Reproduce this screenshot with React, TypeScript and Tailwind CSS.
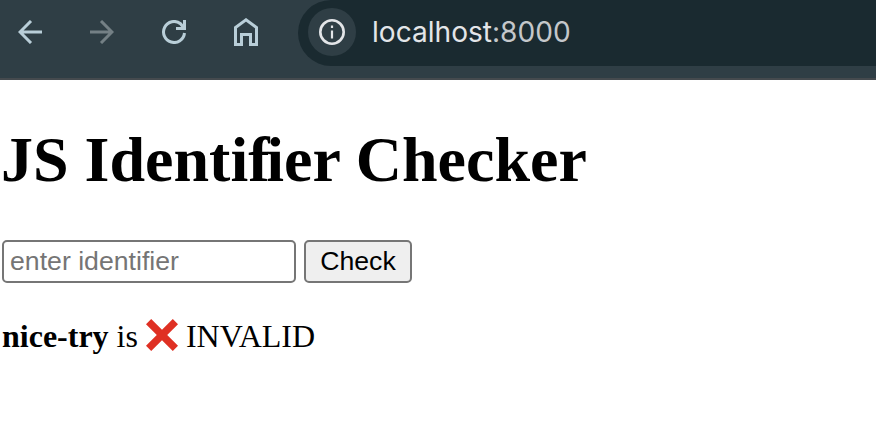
function BrowserToolbar() {
  return (
    <header className="flex h-20 items-start border-b-2 border-[#454a4e] bg-[#2f3e45]">
      <nav className="flex h-16 shrink-0 items-center gap-12 pr-10 pl-[18px] text-[#b9ced8]">
        <button aria-label="Back">
          <svg className="block" width="24" height="24" viewBox="0 0 24 24" fill="none" stroke="currentColor" strokeWidth="3">
            <path d="M24 12H2M13 1 2 12l11 11" />
          </svg>
        </button>
        <button aria-label="Forward" className="text-[#748085]">
          <svg className="block" width="24" height="24" viewBox="0 0 24 24" fill="none" stroke="currentColor" strokeWidth="3">
            <path d="M0 12h22M11 1l11 11-11 11" />
          </svg>
        </button>
        <button aria-label="Reload">
          <svg className="block" width="24" height="24" viewBox="0 0 24 24" fill="none" stroke="currentColor" strokeWidth="3">
            <path d="M22.5 13A10.5 10.5 0 1 1 18.5 3.7L22 8" />
            <path d="M22.5 0v8.5H14" />
          </svg>
        </button>
        <button aria-label="Home">
          <svg className="block" width="24" height="28" viewBox="0 0 24 28" fill="none" stroke="currentColor" strokeWidth="3">
            <path d="M1.5 26.5v-17L12 1.8l10.5 7.7v17h-6v-10h-9v10z" />
          </svg>
        </button>
      </nav>
      <div className="flex h-[66px] min-w-0 flex-1 items-start rounded-l-[33px] bg-[#1a2a30] pl-2.5">
        <span className="mt-2 flex size-12 shrink-0 items-center justify-center rounded-full bg-[#2f3e45] text-[#e3e5e8]">
          <svg width="26" height="26" viewBox="0 0 26 26" fill="none" stroke="currentColor">
            <circle cx="13" cy="13" r="11.7" strokeWidth="2.6" />
            <path d="M13 11.5v8M13 6.5v2.5" strokeWidth="2.2" />
          </svg>
        </span>
        <span className="ml-4 h-16 font-['Inter',sans-serif] text-[28.1px] leading-16 text-[#e3e5e8]">
          localhost<span className="text-[#c4c7ca]">:8000</span>
        </span>
      </div>
    </header>
  );
}

export default function App() {
  return (
    <div className="h-[428px] overflow-hidden bg-white font-['Liberation_Serif',serif] text-black">
      <BrowserToolbar />
      <main className="pt-[43px] pl-0.5">
        <h1 className="-ml-px text-[64px] leading-[74px] font-bold">
          JS Identi<span className="tracking-[-3.2px]">f</span>ier Checker
        </h1>
        <form className="mt-[43px] flex gap-2 font-['Liberation_Sans',sans-serif] text-[26.67px]" onSubmit={(e) => e.preventDefault()}>
          <input
            className="h-[43px] w-[294px] rounded-[5px] border-2 border-[#767676] bg-white px-1.5 placeholder:text-[#757575]"
            placeholder="enter identifier"
          />
          <button className="h-[43px] w-[108px] rounded-[5px] border-2 border-[#767676] bg-[#efefef] leading-[39px]">Check</button>
        </form>
        <p className="mt-[35px] flex h-9 items-center text-[32px] leading-9 whitespace-pre">
          <b>nice-try</b> is{' '}
          <svg className="mr-2 -mt-0.5 shrink-0" width="32" height="32" viewBox="0 0 32 32" aria-label="cross mark">
            <path d="M5.2 0 16 10.8 26.8 0 32 5.2 21.2 16 32 26.8 26.8 32 16 21.2 5.2 32 0 26.8 10.8 16 0 5.2z" fill="#df3023" />
          </svg>
          INVALID
        </p>
      </main>
    </div>
  );
}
============================================================
◆ What you are asked to do: All of the material above needs to be restated exactly, with no pictures.

◆ Written response:
Reproduce this screenshot with React, TypeScript and Tailwind CSS.
function BrowserToolbar() {
  return (
    <header className="flex h-20 items-start border-b-2 border-[#454a4e] bg-[#2f3e45]">
      <nav className="flex h-16 shrink-0 items-center gap-12 pr-10 pl-[18px] text-[#b9ced8]">
        <button aria-label="Back">
          <svg className="block" width="24" height="24" viewBox="0 0 24 24" fill="none" stroke="currentColor" strokeWidth="3">
            <path d="M24 12H2M13 1 2 12l11 11" />
          </svg>
        </button>
        <button aria-label="Forward" className="text-[#748085]">
          <svg className="block" width="24" height="24" viewBox="0 0 24 24" fill="none" stroke="currentColor" strokeWidth="3">
            <path d="M0 12h22M11 1l11 11-11 11" />
          </svg>
        </button>
        <button aria-label="Reload">
          <svg className="block" width="24" height="24" viewBox="0 0 24 24" fill="none" stroke="currentColor" strokeWidth="3">
            <path d="M22.5 13A10.5 10.5 0 1 1 18.5 3.7L22 8" />
            <path d="M22.5 0v8.5H14" />
          </svg>
        </button>
        <button aria-label="Home">
          <svg className="block" width="24" height="28" viewBox="0 0 24 28" fill="none" stroke="currentColor" strokeWidth="3">
            <path d="M1.5 26.5v-17L12 1.8l10.5 7.7v17h-6v-10h-9v10z" />
          </svg>
        </button>
      </nav>
      <div className="flex h-[66px] min-w-0 flex-1 items-start rounded-l-[33px] bg-[#1a2a30] pl-2.5">
        <span className="mt-2 flex size-12 shrink-0 items-center justify-center rounded-full bg-[#2f3e45] text-[#e3e5e8]">
          <svg width="26" height="26" viewBox="0 0 26 26" fill="none" stroke="currentColor">
            <circle cx="13" cy="13" r="11.7" strokeWidth="2.6" />
            <path d="M13 11.5v8M13 6.5v2.5" strokeWidth="2.2" />
          </svg>
        </span>
        <span className="ml-4 h-16 font-['Inter',sans-serif] text-[28.1px] leading-16 text-[#e3e5e8]">
          localhost<span className="text-[#c4c7ca]">:8000</span>
        </span>
      </div>
    </header>
  );
}

export default function App() {
  return (
    <div className="h-[428px] overflow-hidden bg-white font-['Liberation_Serif',serif] text-black">
      <BrowserToolbar />
      <main className="pt-[43px] pl-0.5">
        <h1 className="-ml-px text-[64px] leading-[74px] font-bold">
          JS Identi<span className="tracking-[-3.2px]">f</span>ier Checker
        </h1>
        <form className="mt-[43px] flex gap-2 font-['Liberation_Sans',sans-serif] text-[26.67px]" onSubmit={(e) => e.preventDefault()}>
          <input
            className="h-[43px] w-[294px] rounded-[5px] border-2 border-[#767676] bg-white px-1.5 placeholder:text-[#757575]"
            placeholder="enter identifier"
          />
          <button className="h-[43px] w-[108px] rounded-[5px] border-2 border-[#767676] bg-[#efefef] leading-[39px]">Check</button>
        </form>
        <p className="mt-[35px] flex h-9 items-center text-[32px] leading-9 whitespace-pre">
          <b>nice-try</b> is{' '}
          <svg className="mr-2 -mt-0.5 shrink-0" width="32" height="32" viewBox="0 0 32 32" aria-label="cross mark">
            <path d="M5.2 0 16 10.8 26.8 0 32 5.2 21.2 16 32 26.8 26.8 32 16 21.2 5.2 32 0 26.8 10.8 16 0 5.2z" fill="#df3023" />
          </svg>
          INVALID
        </p>
      </main>
    </div>
  );
}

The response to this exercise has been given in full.